*WORK REQUIRED:* Reproduce each line from the records that holds "html".

Code that builds pages
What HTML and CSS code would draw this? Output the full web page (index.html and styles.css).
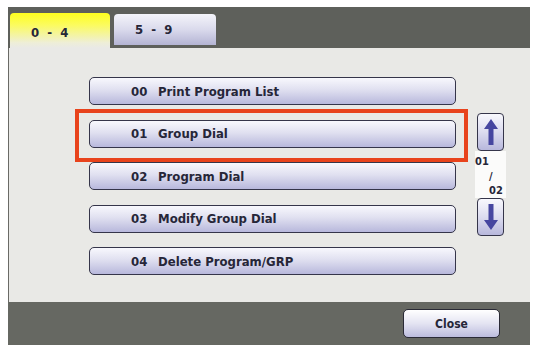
FILE: index.html
```
<!DOCTYPE html>
<html lang="en">
<head>
    <meta charset="UTF-8">
    <title>Program Dial</title>
    <link rel="stylesheet" href="styles.css">
</head>
<body>
    <div class="screen">
        <div class="tabbar">
            <div class="tab active">0 - 4</div>
            <div class="tab">5 - 9</div>
        </div>
        <div class="content">
            <div class="list">
                <div class="item"><span class="num">00</span>Print Program List</div>
                <div class="item highlight"><span class="num">01</span>Group Dial</div>
                <div class="item"><span class="num">02</span>Program Dial</div>
                <div class="item"><span class="num">03</span>Modify Group Dial</div>
                <div class="item"><span class="num">04</span>Delete Program/GRP</div>
            </div>
            <div class="scroller">
                <div class="arrow-btn">
                    <svg width="16" height="28" viewBox="0 0 16 28">
                        <path d="M8 1 L15 11 L10.5 11 L10.5 27 L5.5 27 L5.5 11 L1 11 Z" fill="#4646a0"/>
                    </svg>
                </div>
                <div class="pager">
                    <span class="page-cur">01</span>
                    <span class="page-sep">/</span>
                    <span class="page-max">02</span>
                </div>
                <div class="arrow-btn">
                    <svg width="16" height="28" viewBox="0 0 16 28">
                        <path d="M8 27 L15 17 L10.5 17 L10.5 1 L5.5 1 L5.5 17 L1 17 Z" fill="#4646a0"/>
                    </svg>
                </div>
            </div>
        </div>
        <div class="footer">
            <div class="close-btn">Close</div>
        </div>
    </div>
</body>
</html>
```
FILE: styles.css
```
body {
    margin: 0;
    background-color: #fff;
    font-family: "DejaVu Sans Condensed", "Liberation Sans", sans-serif;
    font-weight: bold;
    color: #262638;
}
.screen {
    margin: 7px 0 0 8px;
    width: 522px;
    height: 338px;
    display: flex;
    flex-direction: column;
    background-color: #5e605b;
}
.tabbar {
    height: 41px;
    display: flex;
    align-items: flex-end;
    gap: 4px;
    padding-left: 2px;
}
.tab {
    width: 102px;
    height: 31px;
    margin-bottom: 3px;
    box-sizing: border-box;
    padding: 8px 0 0 21px;
    font-size: 13px;
    word-spacing: 4px;
    border-radius: 4px 4px 0 0;
    background: linear-gradient(to bottom, #f4f4fa 0%, #dadaec 50%, #b4b4d4 100%);
}
.tab.active {
    width: 100px;
    height: 35px;
    margin-bottom: 0;
    padding-top: 12px;
    background: linear-gradient(to bottom, #ffff1e 0%, #fbfb60 35%, #eeeed8 85%, #e9e9e6 100%);
}
.content {
    flex: 1;
    display: flex;
    align-items: flex-start;
    gap: 20px;
    padding: 29px 0 0 80px;
    background-color: #e9e9e6;
    border-left: 1px solid #6a6a66;
}
.list {
    display: flex;
    flex-direction: column;
    gap: 14.5px;
}
.item {
    position: relative;
    width: 367px;
    height: 28px;
    box-sizing: border-box;
    display: flex;
    align-items: center;
    padding-left: 41px;
    font-size: 13px;
    border: 1.5px solid #35354a;
    border-radius: 5px;
    background: linear-gradient(to bottom, #f8f8fd 0%, #e0e0f0 45%, #b8b8dc 100%);
}
.num {
    width: 27px;
}
.highlight::after {
    content: "";
    position: absolute;
    left: -15px;
    right: -13px;
    top: -12px;
    bottom: -15px;
    border: 4px solid #e8431c;
}
.scroller {
    margin-top: 36px;
    display: flex;
    flex-direction: column;
    align-items: center;
    width: 29px;
}
.arrow-btn {
    width: 27px;
    height: 38px;
    box-sizing: border-box;
    display: flex;
    align-items: center;
    justify-content: center;
    border: 1.5px solid #35354a;
    border-radius: 4px;
    background: linear-gradient(to bottom, #f8f8fd 0%, #dcdcef 50%, #b8b8dc 100%);
}
.pager {
    width: 31px;
    height: 47px;
    position: relative;
    background-color: #fbfbfa;
    font-size: 11px;
    line-height: 1;
}
.page-cur {
    position: absolute;
    left: 0;
    top: 5px;
}
.page-sep {
    position: absolute;
    left: 14px;
    top: 20px;
}
.page-max {
    position: absolute;
    left: 14px;
    top: 34px;
}
.footer {
    height: 43px;
    display: flex;
    justify-content: flex-end;
    align-items: flex-start;
    padding: 7px 30px 0 0;
    box-sizing: border-box;
    background-color: #666862;
}
.close-btn {
    width: 97px;
    height: 29px;
    box-sizing: border-box;
    display: flex;
    align-items: center;
    justify-content: center;
    font-size: 12px;
    border: 1.5px solid #2a2a36;
    border-radius: 5px;
    background: linear-gradient(to bottom, #ffffff 0%, #e4e4f2 50%, #bcbcde 100%);
}
```
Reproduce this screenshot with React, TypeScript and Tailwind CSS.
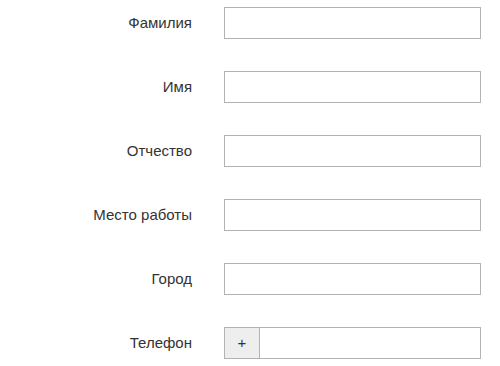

*SOLUTION TO THIS TASK:*
What HTML and CSS code would draw this? Output the full web page (index.html and styles.css).
FILE: index.html
<!DOCTYPE html>
<html lang="en">
</html>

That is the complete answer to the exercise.